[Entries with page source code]
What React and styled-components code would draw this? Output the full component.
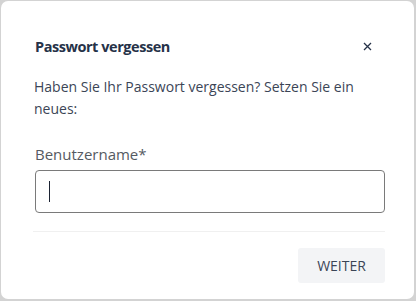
import React from "react";
import styled, { createGlobalStyle } from "styled-components";

const Global = createGlobalStyle`
  html, body { margin: 0; padding: 0; background: #d3d3d3; }
  body { font-family: "Open Sans", "Noto Sans", sans-serif; }
  #root { padding: 1px 2px 2px 1px; }
  * { box-sizing: border-box; }
`;

const Card = styled.div`
  width: 413px;
  height: 298px;
  background: #fff;
  border-radius: 7px;
  padding: 30px 31px 0 33px;
  display: flex;
  flex-direction: column;
`;

const Header = styled.div`
  display: flex;
  align-items: center;
  justify-content: space-between;
  height: 30px;
`;

const Title = styled.h2`
  margin: 0 0 0 1px;
  font-size: 14.5px;
  font-weight: 700;
  color: #263248;
  letter-spacing: -0.45px;
`;

const Close = styled.button`
  border: 0;
  background: transparent;
  padding: 0;
  width: 16px;
  height: 16px;
  margin-right: 8px;
  display: flex;
  align-items: center;
  justify-content: center;
  cursor: pointer;
`;

const Text = styled.p`
  margin: 15px 0 0;
  font-size: 14px;
  line-height: 22px;
  color: #3b4556;
  width: 340px;
`;

const Label = styled.label`
  display: block;
  margin: 23px 0 0 1px;
  font-size: 15px;
  line-height: 22px;
  color: #555a62;
`;

const Input = styled.div`
  margin: 5px 0 0 1px;
  width: 350px;
  height: 43px;
  border: 1px solid #7a7a7a;
  border-radius: 4px;
  display: flex;
  align-items: center;
  padding-left: 13px;
`;

const Caret = styled.span`
  width: 1px;
  height: 21px;
  background: #1c2333;
`;

const Divider = styled.div`
  margin-top: 18px;
  margin-left: -1px;
  width: 352px;
  height: 1px;
  background: #f0f0f0;
`;

const Footer = styled.div`
  display: flex;
  justify-content: flex-end;
  padding-top: 16px;
  width: 351px;
`;

const Button = styled.button`
  border: 0;
  background: #f3f4f6;
  border-radius: 3px;
  width: 87px;
  height: 35px;
  font-family: inherit;
  font-size: 14px;
  color: #3b4556;
  cursor: pointer;
`;

export default function App() {
  return (
    <>
      <Global />
      <Card>
        <Header>
          <Title>Passwort vergessen</Title>
          <Close aria-label="close">
            <svg width="9" height="9" viewBox="0 0 9 9">
              <path d="M1 1L8 8M8 1L1 8" stroke="#263248" strokeWidth="1.3" />
            </svg>
          </Close>
        </Header>
        <Text>Haben Sie Ihr Passwort vergessen? Setzen Sie ein neues:</Text>
        <Label>Benutzername*</Label>
        <Input>
          <Caret />
        </Input>
        <Divider />
        <Footer>
          <Button>WEITER</Button>
        </Footer>
      </Card>
    </>
  );
}
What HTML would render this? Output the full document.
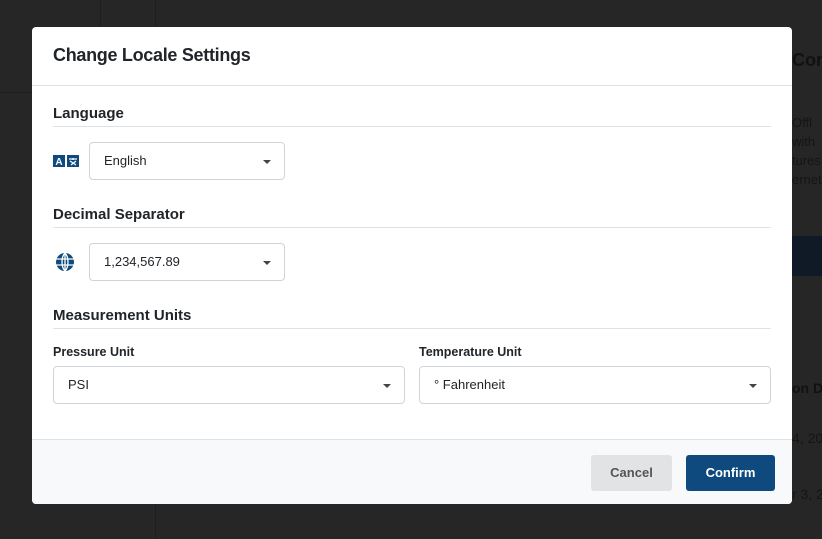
<!DOCTYPE html>
<html><head><style>
*{box-sizing:border-box;margin:0;padding:0}
body{width:822px;height:539px;overflow:hidden;background:#262626;font-family:"Liberation Sans","DejaVu Sans",sans-serif;position:relative}
.bg{position:absolute;color:#1a1a1a;white-space:nowrap}
.modal{position:absolute;left:32px;top:27px;width:760px;height:477px;background:#fff;border-radius:4px;overflow:hidden}
.hdr{height:59px;border-bottom:1px solid #dee2e6;padding:18px 21px}
.hdr h1{font-size:18px;font-weight:bold;color:#212529;letter-spacing:-0.3px}
.sec{position:absolute;left:21px;right:21px;font-size:15px;font-weight:bold;color:#212529;border-bottom:1px solid #dee2e6;padding-bottom:4px}
.sel{position:absolute;height:38px;border:1px solid #ced4da;border-radius:4px;font-size:13px;color:#212529;padding:10px 14px;background:#fff}
.sel:after{content:"";position:absolute;right:13px;top:17px;border-left:4px solid transparent;border-right:4px solid transparent;border-top:4px solid #444}
.lbl{position:absolute;font-size:12.5px;font-weight:bold;color:#212529}
.ftr{position:absolute;left:0;right:0;top:412px;bottom:0;background:#f8f9fa;border-top:1px solid #dee2e6}
.btn{position:absolute;top:15px;height:36px;border-radius:3px;font-size:13px;font-weight:bold;text-align:center;line-height:36px}
</style></head><body>
<div class="bg" style="left:155px;top:0;width:1px;height:539px;background:#1e1e1e"></div>
<div class="bg" style="left:100px;top:0;width:1px;height:90px;background:#1e1e1e"></div>
<div class="bg" style="left:0;top:92px;width:155px;height:1px;background:#1e1e1e"></div>
<div class="bg" style="left:792px;top:50px;color:#111;font-size:18px;font-weight:bold">Cont</div>
<div class="bg" style="left:792px;top:113px;color:#151515;font-size:13px;line-height:19px">Offl<br>with<br>tures<br>ernet</div>
<div class="bg" style="left:792px;top:236px;width:30px;height:40px;background:#0f1a26"></div>
<div class="bg" style="left:792px;top:380px;color:#111;font-size:14px;font-weight:bold">on D</div>
<div class="bg" style="left:792px;top:430px;color:#151515;font-size:14px">4, 20</div>
<div class="bg" style="left:792px;top:486px;color:#151515;font-size:14px">r 3, 2</div>
<div class="modal">
 <div class="hdr"><h1>Change Locale Settings</h1></div>
 <div class="sec" style="top:78px">Language</div>
 <svg style="position:absolute;left:21px;top:127px" width="27" height="14" viewBox="0 0 27 14"><rect width="12" height="12" y="1" fill="#0e4a7e"/><rect x="14" y="1" width="12" height="12" fill="#0e4a7e"/><text x="6" y="11" font-size="10" font-weight="bold" fill="#fff" text-anchor="middle" font-family="Liberation Sans">A</text><path d="M16 5h8M20 4v2M17 7l6 4M23 7l-5 4" stroke="#fff" stroke-width="1.2"/></svg>
 <div class="sel" style="left:57px;top:115px;width:196px">English</div>
 <div class="sec" style="top:179px">Decimal Separator</div>
 <svg style="position:absolute;left:23px;top:225px" width="20" height="20" viewBox="0 0 20 20"><circle cx="10" cy="10" r="9" fill="#0e4a7e"/><path d="M1 7h18M1 13h18M10 1v18M10 1c-4 4-4 14 0 18M10 1c4 4 4 14 0 18" stroke="#fff" stroke-width="1.3" fill="none"/></svg>
 <div class="sel" style="left:57px;top:216px;width:196px">1,234,567.89</div>
 <div class="sec" style="top:280px">Measurement Units</div>
 <div class="lbl" style="left:21px;top:318px">Pressure Unit</div>
 <div class="sel" style="left:21px;top:339px;width:352px">PSI</div>
 <div class="lbl" style="left:387px;top:318px">Temperature Unit</div>
 <div class="sel" style="left:387px;top:339px;width:352px">° Fahrenheit</div>
 <div class="ftr">
  <div class="btn" style="left:559px;width:81px;background:#e2e3e5;color:#555">Cancel</div>
 <div class="btn" style="left:654px;width:89px;background:#0e4a7e;color:#fff">Confirm</div>
 </div>
</div>
</body></html>
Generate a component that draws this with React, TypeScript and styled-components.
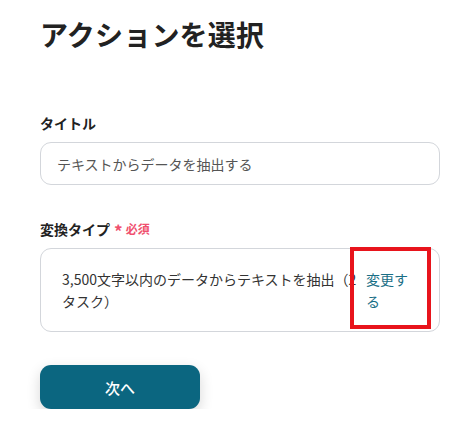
import React from "react";
import styled, { createGlobalStyle } from "styled-components";

const Global = createGlobalStyle`
  html, body { margin: 0; padding: 0; background: #fff; }
  body { font-family: "Noto Sans CJK JP", "Noto Sans", sans-serif; color: #222; }
`;

const Page = styled.div`
  padding: 13px 19px 0 40px;
  display: flex;
  flex-direction: column;
`;

const Title = styled.h1`
  margin: 0;
  font-size: 28px;
  line-height: 42px;
  font-weight: 700;
  color: #222;
  letter-spacing: 0.2px;
`;

const Field = styled.div<{ $top: number }>`
  margin-top: ${(p) => p.$top}px;
  display: flex;
  flex-direction: column;
  gap: 9px;
`;

const Label = styled.div`
  display: flex;
  align-items: center;
  font-size: 14px;
  line-height: 20px;
  font-weight: 700;
  color: #222;
`;

const Required = styled.span`
  margin-left: 4px;
  color: #f0506e;
  font-size: 12px;
  font-weight: 700;
  display: flex;
  align-items: center;
  gap: 3px;
`;

const Star = styled.span`
  font-size: 17px;
  line-height: 1;
  margin-top: 4px;
`;

const Input = styled.div`
  height: 43px;
  box-sizing: border-box;
  border: 1px solid #d3d6db;
  border-radius: 11px;
  padding: 0 16px;
  display: flex;
  align-items: center;
  font-size: 14px;
  color: #555;
`;

const SelectBox = styled.div`
  position: relative;
  height: 84px;
  box-sizing: border-box;
  border: 1px solid #d3d6db;
  border-radius: 11px;
  padding: 0 21px 0 21px;
  display: flex;
  align-items: center;
  gap: 3px;
`;

const SelectText = styled.div`
  flex: 1;
  min-width: 0;
  font-size: 14px;
  line-height: 22px;
  color: #333;
  overflow: hidden;
`;

const ChangeLink = styled.a`
  width: 52px;
  flex: none;
  font-size: 14px;
  line-height: 22px;
  color: #1a6f86;
  text-decoration: none;
  cursor: pointer;
`;

const Highlight = styled.div`
  position: absolute;
  left: 309px;
  top: -2px;
  width: 81px;
  height: 82px;
  box-sizing: border-box;
  border: 4px solid #e8141c;
  pointer-events: none;
`;

const NextButton = styled.button`
  margin-top: 33px;
  width: 160px;
  height: 44px;
  border: none;
  border-radius: 11px;
  background: #0b6680;
  color: #fff;
  font-family: inherit;
  font-size: 15px;
  font-weight: 500;
  box-shadow: 0 5px 14px rgba(0, 0, 0, 0.16);
  cursor: pointer;
`;

export default function App() {
  return (
    <>
      <Global />
      <Page>
        <Title>アクションを選択</Title>
        <Field $top={58}>
          <Label>タイトル</Label>
          <Input>テキストからデータを抽出する</Input>
        </Field>
        <Field $top={33}>
          <Label>
            変換タイプ
            <Required>
              <Star>*</Star>必須
            </Required>
          </Label>
          <SelectBox>
            <SelectText>3,500文字以内のデータからテキストを抽出（2タスク）</SelectText>
            <ChangeLink>変更する</ChangeLink>
            <Highlight />
          </SelectBox>
        </Field>
        <NextButton>次へ</NextButton>
      </Page>
    </>
  );
}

WHAT YOU HAVE TO DO: Lines that hold the word "would" are the ones to return, every one of them.

REPLY TO THE TASK:
What React and styled-components code would draw this? Output the full component.
What HTML would render this? Output the full document.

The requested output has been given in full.